Intanto sia Casa Pound che Forza Nuova hanno annunciato che faranno causa a Facebook per il reato di diffamazione e per tutti i reati relativi all’attentato alle libertà di opinione. Sui profili dei due movimenti però tra le altre, sono state pubblicate foto di persone che esibivano il saluto romano, parole che inneggiavano alla marcia su Roma o a Benito Mussolini e commenti carichi di violenza contro i soliti migranti. La legge Mancino prevede la reclusione fino a un anno e sei mesi o la multa fino a 6.000 euro di chi propaganda idee fondate sulla superiorità o sull’odio razziale o etnico, ovvero istiga a commettere o commette atti di discriminazione per motivi razziali, etnici, nazionali o religiosi; la reclusione da sei mesi a quattro anni di chi, in qualsiasi modo, incita a commettere o commette violenza o atti di provocazione alla violenza per motivi razziali, etnici, nazionali o religiosi. Nel 2014 la Lega propose un referendum per abrogare la norma, definendola «liberticida».

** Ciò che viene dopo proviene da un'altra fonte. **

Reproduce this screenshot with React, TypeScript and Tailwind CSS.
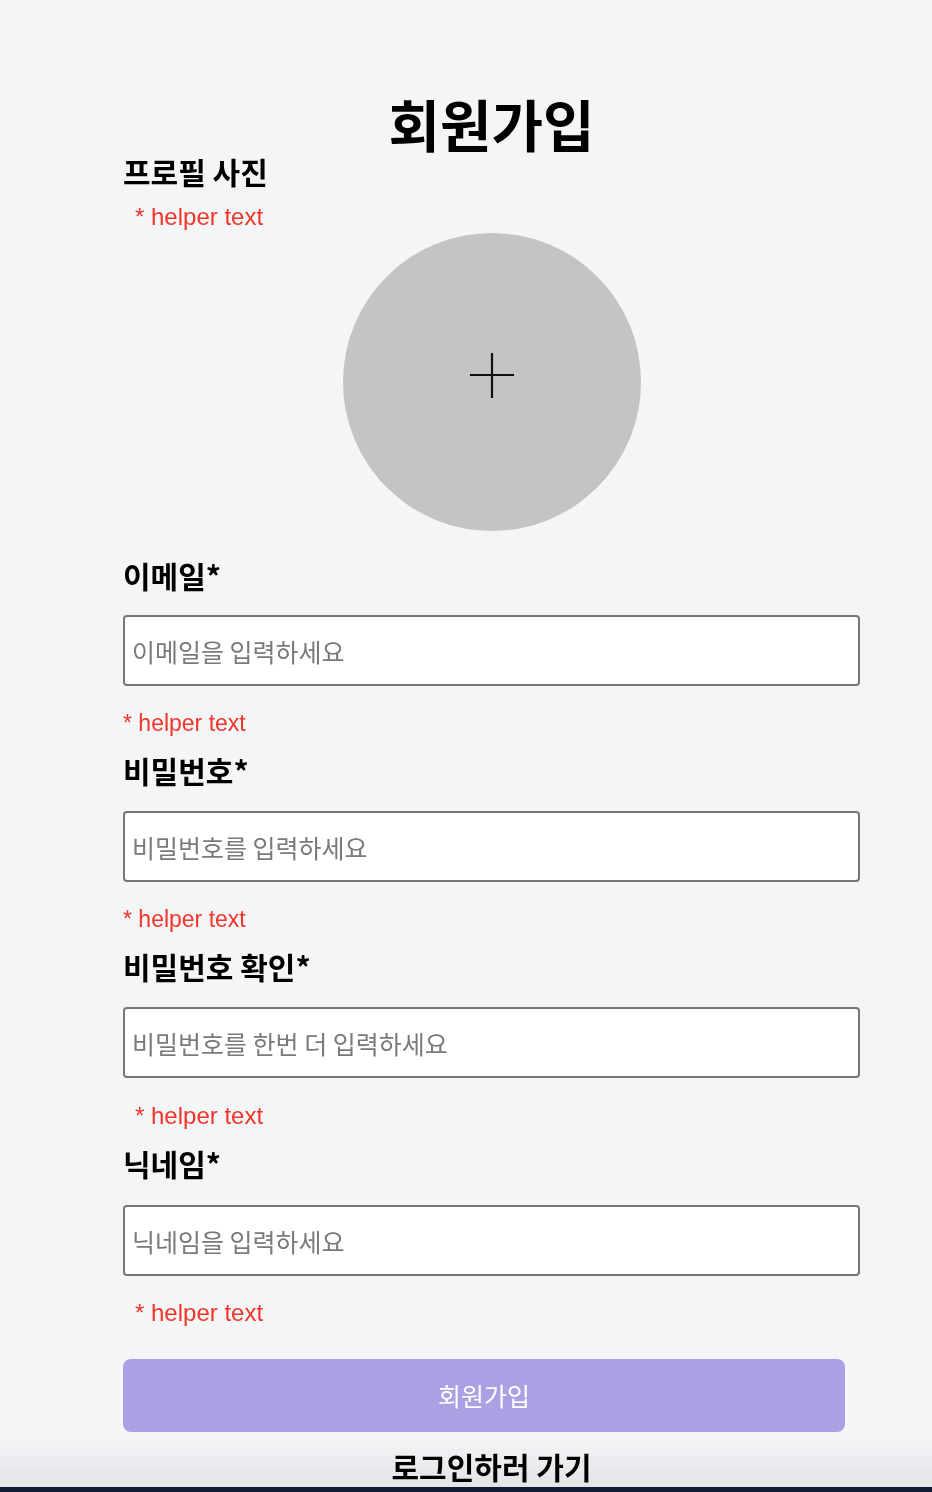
import React from 'react';

const kr = "font-['Noto_Sans_CJK_KR','Noto_Sans',sans-serif]";
const helperFont = "font-['Liberation_Sans',Arial,sans-serif]";

function Label({ text, className = '' }: { text: string; className?: string }) {
  return (
    <div className={`${kr} h-[30px] text-[30px] leading-[30px] font-bold text-black ${className}`}>
      {text}
    </div>
  );
}

function Helper({ indent, className = '' }: { indent?: boolean; className?: string }) {
  return (
    <div
      className={`${helperFont} h-[28px] leading-[28px] text-[#f2352a] ${
        indent ? 'pl-[12px] text-[24px]' : 'text-[23px]'
      } ${className}`}
    >
      * helper text
    </div>
  );
}

function Field({ placeholder, className = '', type = 'text' }: { placeholder: string; className?: string; type?: string }) {
  return (
    <input
      type={type}
      placeholder={placeholder}
      className={`${kr} block w-full h-[71px] bg-white border-2 border-[#767676] rounded-[4px] px-[7px] text-[25px] text-black placeholder:text-[#7a7a7a] outline-none ${className}`}
    />
  );
}

export default function App() {
  return (
    <div className="min-h-[1492px] bg-[#f4f5f7] relative">
      <div className="pointer-events-none fixed bottom-0 left-0 right-0 z-0">
        <div className="h-[50px] bg-gradient-to-b from-[#f4f5f7]/0 to-[#e2e3e6]" />
        <div className="h-[5px] bg-[#101a33]" />
      </div>

      <div className="relative z-10 ml-[123px] w-[737px] pt-[90px] pb-[10px]">
        <h1 className={`${kr} h-[66px] text-center text-[56px] leading-[66px] font-bold text-black`}>회원가입</h1>

        <Label text="프로필 사진" />
        <Helper indent className="mt-[17px]" />

        <button className="mt-[2px] mx-auto flex items-center justify-center w-[298px] h-[298px] rounded-full bg-[#c4c4c4]">
          <svg width="46" height="46" viewBox="0 0 46 46" className="mb-[14px]" fill="none" stroke="#111" strokeWidth="2.2">
            <path d="M23 1v45M1 23h44" />
          </svg>
        </button>

        <Label text="이메일*" className="mt-[29px]" />
        <Field placeholder="이메일을 입력하세요" className="mt-[25px]" />
        <Helper className="mt-[23px]" />

        <Label text="비밀번호*" className="mt-[18px]" />
        <Field placeholder="비밀번호를 입력하세요" type="password" className="mt-[26px]" />
        <Helper className="mt-[23px]" />

        <Label text="비밀번호 확인*" className="mt-[18px]" />
        <Field placeholder="비밀번호를 한번 더 입력하세요" type="password" className="mt-[26px]" />
        <Helper indent className="mt-[24px]" />

        <Label text="닉네임*" className="mt-[18px]" />
        <Field placeholder="닉네임을 입력하세요" className="mt-[27px]" />
        <Helper indent className="mt-[23px]" />

        <button
          className={`${kr} mt-[32px] block w-[722px] h-[73px] rounded-[8px] bg-[#aaa1e4] text-white text-[25px]`}
        >
          회원가입
        </button>

        <div className={`${kr} mt-[16px] h-[36px] text-center text-[30px] leading-[36px] font-bold text-black`}>
          로그인하러 가기
        </div>
      </div>
    </div>
  );
}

Intanto proprio ieri Facebook ha annunciato l’aggiornamento degli standard del social, puntando su quattro pilastri: più attenzione all’autenticità dei contenuti, alla sicurezza, alla privacy e alla dignità delle persone. Si tratta di regole che stabiliscono ciò che è consentito o meno sulla piattaforma e che valgono per tutti gli utenti nel mondo. Resta il problema di chi controlla scritti e immagini di 3 miliardi di persone ed eventualmente cancella i contenuti dolosi. Al fondo resta un problema che non riguarda Facebook ma ognuno di noi. Qual è l’idea di libertà che abbiamo? La malattia dell’individualismo ha instillato in noi l’idea che ogni pensiero e ogni parola hanno diritto di cittadinanza, in quel perimetro infinito che è la libertà di espressione, una conquista democratica. Ma non è così: la libertà senza responsabilità può diventare pericolosa. Responsabilità ha la stessa radice di risposta: siamo chiamati a rispondere di ciò che diciamo e di ciò che facciamo. L’orgoglio di chi si riconosce la dote di essere una persona «che dice sempre quello che pensa» è fuorviante, perché dipende da ciò che si afferma, dal suo contenuto. La libertà valorosa è quella che non lede l’onore e la dignità del prossimo, che non lo umilia e lo ferisce con le parole o con le azioni. L’uomo libero è l’uomo serio, che risponde sempre di sé.